52 Weeks of Writing: Week 43—The coming few weeks will be a little bit different.

52 Weeks of Writing: Week 43—The coming few weeks will be a little bit different.

I am digging myself up out of the burnout grave this week with a bit of an odd post. Not penguins again, but more like an introduction to the odd posts that are going to pop up in the next couple of weeks.

I might have set myself an utterly awful challenge that I may regret for the rest of the semester, if not the academic year. Over the next month, each of the three courses I teach will have summative assessment deadlines. In the weeks running up to the deadlines on the courses I teach, I usually try to run sessions to help students get to grips with the requirements of these tasks.

It's always an uphill battle, not least because I'm an Autistic–ADHD human with a brain firing at right angles to the world and often going off on tangents and random directions that are hard for students to follow. Many of my students are from STEM disciplines and are unfamiliar with the requirements of humanities essays. In addition, I've come to feel that often we use terminology assuming students understand what we mean. Often, they don't.

Technically speaking, students can attend library sessions on how to write compelling essays. However, some of the courses I teach have requirements that don't entirely map into the standards of these sessions. Even if they do, students don't necessarily come out of the sessions feeling reassured.

Last week, I ran to work on Thursday because I struggled so much with the bus trip the day before I think I'd have freely walked the entire way if I'd had to. On the journey, dodging the Scylla and Charybdis of primary school arrival times, blocked streets, children moving in six directions at once, major roadworks, and the inevitable guy with a vape who cannot look up from his phone, I had an idea.

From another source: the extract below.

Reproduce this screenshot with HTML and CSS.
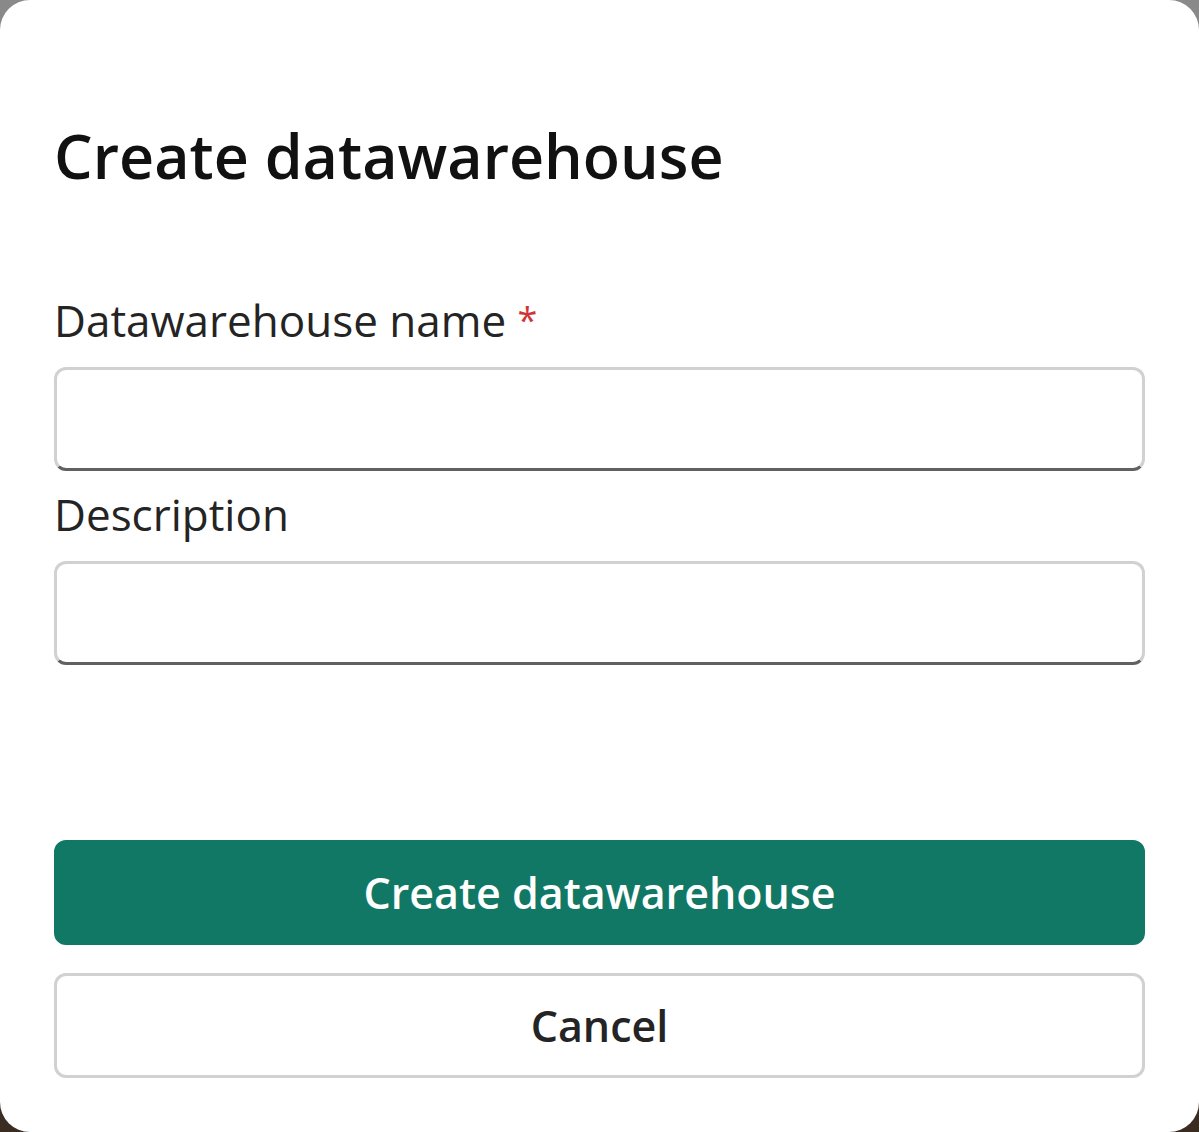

Why don't I do a live write?

I'm hyperlexic. I tend to overwrite—I wrote my Ph.D. thesis out about three times (80k words times three), both times—and if I had the energy, I'd write far more than I do. It's probably why I love 4TheWords.

I also have the arrogance to assume that I can sit down with my students and we can write together, coming up with either a paragraph or a few paragraphs, as a kind of live demonstration of what I'm talking about in sessions. I can show what I mean when I describe looking for particular references, how I get around not having a reference yet but knowing I'll need it.

This will be a group piece, where they are able to see what I'm doing but also act as research assistants who can hunt down resources and references and discuss sentences on the fly. My hope is that by doing this, we'll be able to do a bit of kinaesthetic learning. I've tried doing lists of steps in the past, but I think the best way I learn how to do something is to actually do it, so any of the anxiety paralysis that can take over during unfamiliar tasks can be alleviated.

I'm incredibly familiar with that one, by the way.

The reason why I'm mentioning this here is that I'm going to post finished versions on this blog here. That means anyone currently subscribed is in for a few free essays in their inbox in the next two weeks. It's going to be a mixture of reviews of science fiction, including Quatermass (the BBC original) and Chernobyl (2019), and potentially a couple of pieces of "creative response" pieces alongside the more conventional academic essay.

Students will be able to look them up when they're done, and it should be easier to point to model texts if I get to teach these courses again next year. Of course, half the work is actually doing the seminars themselves. I have no idea, as I sit here on a rainy Friday night with Storm Babet trying to flood us if this will work, in the end.